Exercise brief -
Give the data again exactly as written, skipping any pictures.

▽

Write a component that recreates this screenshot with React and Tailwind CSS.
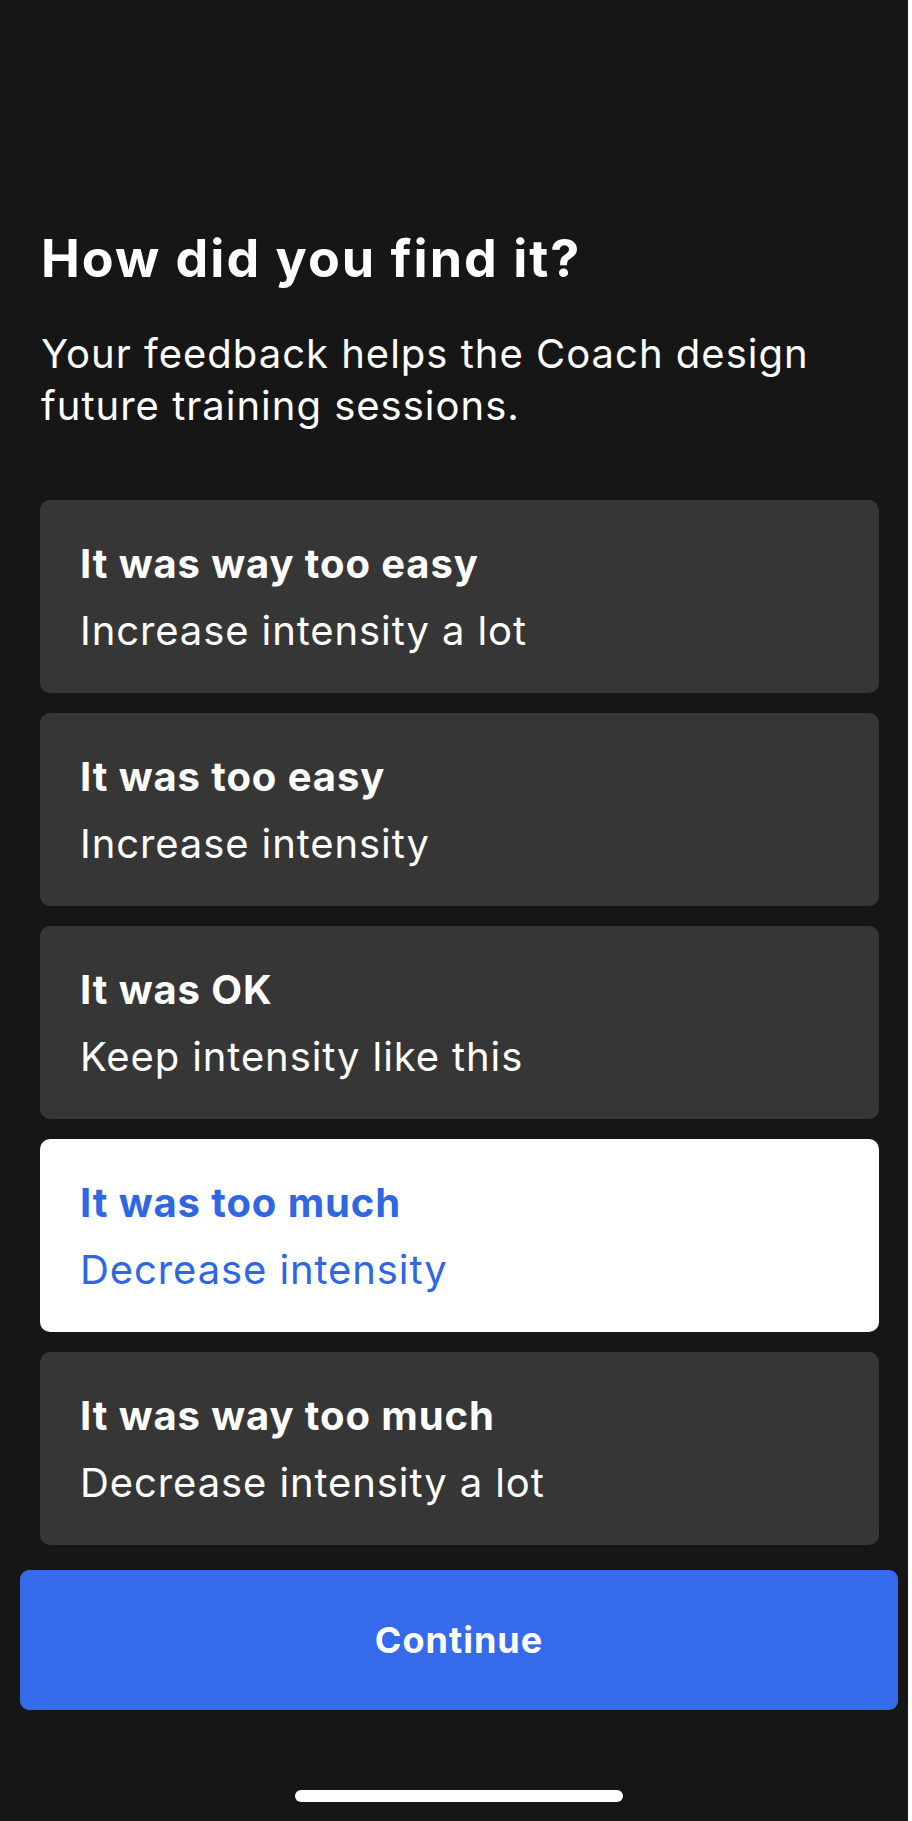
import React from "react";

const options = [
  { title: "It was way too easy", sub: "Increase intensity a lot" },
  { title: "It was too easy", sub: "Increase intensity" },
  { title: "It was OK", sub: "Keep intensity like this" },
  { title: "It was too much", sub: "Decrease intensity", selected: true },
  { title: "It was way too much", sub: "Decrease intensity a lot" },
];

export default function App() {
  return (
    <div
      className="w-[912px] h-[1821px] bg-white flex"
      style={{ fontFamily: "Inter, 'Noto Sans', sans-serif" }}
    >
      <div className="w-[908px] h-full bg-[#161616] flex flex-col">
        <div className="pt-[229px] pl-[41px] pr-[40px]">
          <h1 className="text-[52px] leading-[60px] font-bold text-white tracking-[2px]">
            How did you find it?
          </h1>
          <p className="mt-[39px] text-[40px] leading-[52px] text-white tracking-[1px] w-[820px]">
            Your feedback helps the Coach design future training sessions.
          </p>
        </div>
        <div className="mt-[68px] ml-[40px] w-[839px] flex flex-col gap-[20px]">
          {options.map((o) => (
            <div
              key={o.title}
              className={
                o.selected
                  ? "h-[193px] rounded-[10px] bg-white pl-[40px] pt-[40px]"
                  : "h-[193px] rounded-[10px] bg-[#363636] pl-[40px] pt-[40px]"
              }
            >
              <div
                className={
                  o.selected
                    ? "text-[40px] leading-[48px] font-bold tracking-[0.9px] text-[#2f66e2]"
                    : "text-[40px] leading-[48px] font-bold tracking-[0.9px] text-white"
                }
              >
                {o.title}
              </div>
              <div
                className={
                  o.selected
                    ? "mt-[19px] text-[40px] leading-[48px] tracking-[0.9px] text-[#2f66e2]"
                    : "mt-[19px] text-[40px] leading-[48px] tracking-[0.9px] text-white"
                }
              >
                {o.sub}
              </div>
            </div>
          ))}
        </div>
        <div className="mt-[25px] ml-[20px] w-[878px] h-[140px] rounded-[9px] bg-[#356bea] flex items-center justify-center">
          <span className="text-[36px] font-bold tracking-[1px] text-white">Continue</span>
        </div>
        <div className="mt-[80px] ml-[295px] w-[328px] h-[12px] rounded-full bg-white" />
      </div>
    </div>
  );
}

△

Response to the task -
Write a component that recreates this screenshot with React and Tailwind CSS.
import React from "react";

const options = [
  { title: "It was way too easy", sub: "Increase intensity a lot" },
  { title: "It was too easy", sub: "Increase intensity" },
  { title: "It was OK", sub: "Keep intensity like this" },
  { title: "It was too much", sub: "Decrease intensity", selected: true },
  { title: "It was way too much", sub: "Decrease intensity a lot" },
];

export default function App() {
  return (
    <div
      className="w-[912px] h-[1821px] bg-white flex"
      style={{ fontFamily: "Inter, 'Noto Sans', sans-serif" }}
    >
      <div className="w-[908px] h-full bg-[#161616] flex flex-col">
        <div className="pt-[229px] pl-[41px] pr-[40px]">
          <h1 className="text-[52px] leading-[60px] font-bold text-white tracking-[2px]">
            How did you find it?
          </h1>
          <p className="mt-[39px] text-[40px] leading-[52px] text-white tracking-[1px] w-[820px]">
            Your feedback helps the Coach design future training sessions.
          </p>
        </div>
        <div className="mt-[68px] ml-[40px] w-[839px] flex flex-col gap-[20px]">
          {options.map((o) => (
            <div
              key={o.title}
              className={
                o.selected
                  ? "h-[193px] rounded-[10px] bg-white pl-[40px] pt-[40px]"
                  : "h-[193px] rounded-[10px] bg-[#363636] pl-[40px] pt-[40px]"
              }
            >
              <div
                className={
                  o.selected
                    ? "text-[40px] leading-[48px] font-bold tracking-[0.9px] text-[#2f66e2]"
                    : "text-[40px] leading-[48px] font-bold tracking-[0.9px] text-white"
                }
              >
                {o.title}
              </div>
              <div
                className={
                  o.selected
                    ? "mt-[19px] text-[40px] leading-[48px] tracking-[0.9px] text-[#2f66e2]"
                    : "mt-[19px] text-[40px] leading-[48px] tracking-[0.9px] text-white"
                }
              >
                {o.sub}
              </div>
            </div>
          ))}
        </div>
        <div className="mt-[25px] ml-[20px] w-[878px] h-[140px] rounded-[9px] bg-[#356bea] flex items-center justify-center">
          <span className="text-[36px] font-bold tracking-[1px] text-white">Continue</span>
        </div>
        <div className="mt-[80px] ml-[295px] w-[328px] h-[12px] rounded-full bg-white" />
      </div>
    </div>
  );
}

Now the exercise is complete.